The local Gatekeeper detects and reports all PDAs connected to a computer running the Gatekeeper. Support for PDAs is excellent, covering all major manufacturers and OSs, including Palm, Windows Mobile and BlackBerry. The Gatekeeper will automatically install the PDA Shield or block the PDA from synching as defined by policy. My test policy was to install the Shield upon the first synchronization, and I verified that by plugging in my HP iPaq and watching as it installed the PDA Shield. My iPaq's documents were encrypted right after entering my password and establishing a PIN through the initial PDA Shield screen. Every time I turned on the iPaq, it prompted me to enter my PIN. That's enough to discourage at least a casual snooper from taking a quick look at my calendar or address book.

The newest feature--which was in beta when I tested the software--is the ability to identify the processes running under the login user (such as those associated with Microsoft Word) and encrypt all data written by that process, no matter where they're saved, be it to file shares, unencrypted directories, iPods, or what have you. For example, I opened up Microsoft Word, typed in some random text into a new document, and saved it to an unencrypted directory.

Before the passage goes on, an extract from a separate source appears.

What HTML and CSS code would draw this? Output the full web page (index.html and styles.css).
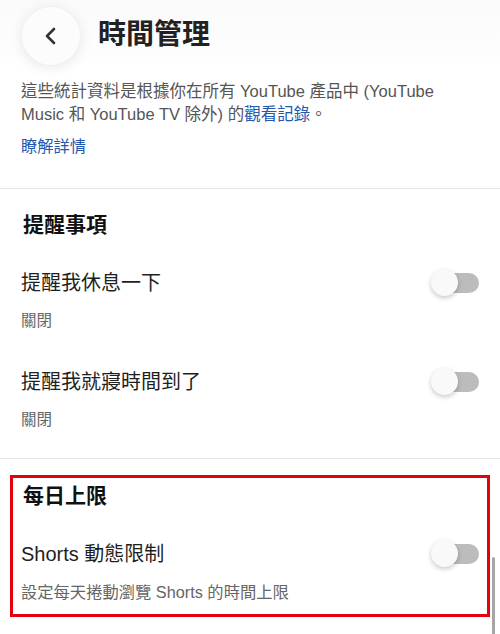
FILE: index.html
```html
<!DOCTYPE html>
<html lang="zh-Hant">
<head>
<meta charset="utf-8">
<title>時間管理</title>
<link rel="stylesheet" href="styles.css">
</head>
<body>
<div class="page">
  <header class="header">
    <div class="back">
      <svg width="20" height="20" viewBox="0 0 20 20"><path d="M13 3 L6 10 L13 17" fill="none" stroke="#333" stroke-width="2.6" stroke-linecap="round" stroke-linejoin="round"/></svg>
    </div>
    <h1 class="title">時間管理</h1>
  </header>
  <p class="desc">這些統計資料是根據你在所有 YouTube 產品中 (YouTube Music 和 YouTube TV 除外) 的<span class="link">觀看記錄</span>。</p>
  <p class="learn">瞭解詳情</p>
  <div class="divider"></div>
  <section class="section">
    <h2 class="heading">提醒事項</h2>
    <div class="item first">
      <div class="row">
        <span class="label">提醒我休息一下</span>
        <span class="toggle"><span class="knob"></span></span>
      </div>
      <div class="sub">關閉</div>
    </div>
    <div class="item second">
      <div class="row">
        <span class="label">提醒我就寢時間到了</span>
        <span class="toggle"><span class="knob"></span></span>
      </div>
      <div class="sub">關閉</div>
    </div>
  </section>
  <div class="divider d2"></div>
  <section class="box">
    <h2 class="heading">每日上限</h2>
    <div class="item first">
      <div class="row">
        <span class="label">Shorts 動態限制</span>
        <span class="toggle"><span class="knob"></span></span>
      </div>
      <div class="sub wide">設定每天捲動瀏覽 Shorts 的時間上限</div>
    </div>
  </section>
  <div class="scrollbar"></div>
</div>
</body>
</html>
```
FILE: styles.css
```css
* { box-sizing: border-box; }
html, body { margin: 0; padding: 0; background: #fff; }
body {
  font-family: "Liberation Sans", "Noto Sans CJK TC", sans-serif;
  color: #1f1f1f;
  width: 500px;
  height: 634px;
  overflow: hidden;
}
.page { position: relative; height: 634px; }
.header {
  height: 70px;
  display: flex;
  align-items: center;
  padding-left: 22px;
  background: linear-gradient(180deg, #fafafa 0%, #fdfdfd 70%, #fff 100%);
}
.back {
  width: 58px;
  height: 58px;
  border-radius: 50%;
  background: #fcfcfc;
  box-shadow: 0 2px 14px rgba(0,0,0,0.10);
  display: flex;
  align-items: center;
  justify-content: center;
  margin-top: 1px;
}
.title {
  margin: 0 0 0 18px;
  font-size: 28px;
  font-weight: 700;
  color: #222;
  line-height: 36px;
}
.desc {
  margin: 10px 0 0;
  padding: 0 40px 0 21px;
  font-size: 16.5px;
  line-height: 22.5px;
  color: #555;
}
.link { color: #2458b0; }
.learn {
  margin: 10px 0 0;
  padding: 0 21px;
  font-size: 16.3px;
  line-height: 22px;
  color: #2458b0;
}
.divider {
  margin-top: 31px;
  height: 1px;
  background: #e4e4e4;
}
.d2 { margin-top: 28px; }
.section { padding: 22px 21px 0; }
.heading {
  margin: 0;
  padding-left: 2px;
  font-size: 21px;
  font-weight: 700;
  line-height: 28px;
  color: #111;
}
.item.first { padding-top: 30px; }
.item.second { padding-top: 37px; }
.row {
  display: flex;
  align-items: center;
  justify-content: space-between;
  height: 28px;
}
.label { font-size: 20px; line-height: 28px; color: #1f1f1f; }
.sub {
  margin-top: 14px;
  font-size: 15.5px;
  line-height: 20px;
  color: #666;
}
.sub.wide { font-size: 16.3px; }
.toggle {
  position: relative;
  width: 47px;
  height: 20px;
  border-radius: 10px;
  background: #bcbcbc;
}
.knob {
  position: absolute;
  left: -1px;
  top: -4px;
  width: 27px;
  height: 27px;
  border-radius: 50%;
  background: #f9f9f9;
  box-shadow: 0 2px 5px rgba(0,0,0,0.22);
}
.box {
  margin: 16px 10px 0;
  border: 3px solid #e3000f;
  padding: 4px 8px 12px 8px;
}
.scrollbar {
  position: absolute;
  left: 492px;
  top: 557px;
  width: 3px;
  height: 90px;
  border-radius: 2px;
  background: #a6a6a6;
}
```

Rebooting with the Helix CD verified that the file was encrypted even though the surrounding files weren't. This is an important addition given that this isn't a full disk encryption product.

Credant has put together a pretty good encryption solution and policy framework that focuses on securing sensitive data at rest without hindering end users' productivity. Any company looking to solve data security issues with lost laptops, PDAs and removable storage media should take a close look at Credant's Mobile Guardian Enterprise.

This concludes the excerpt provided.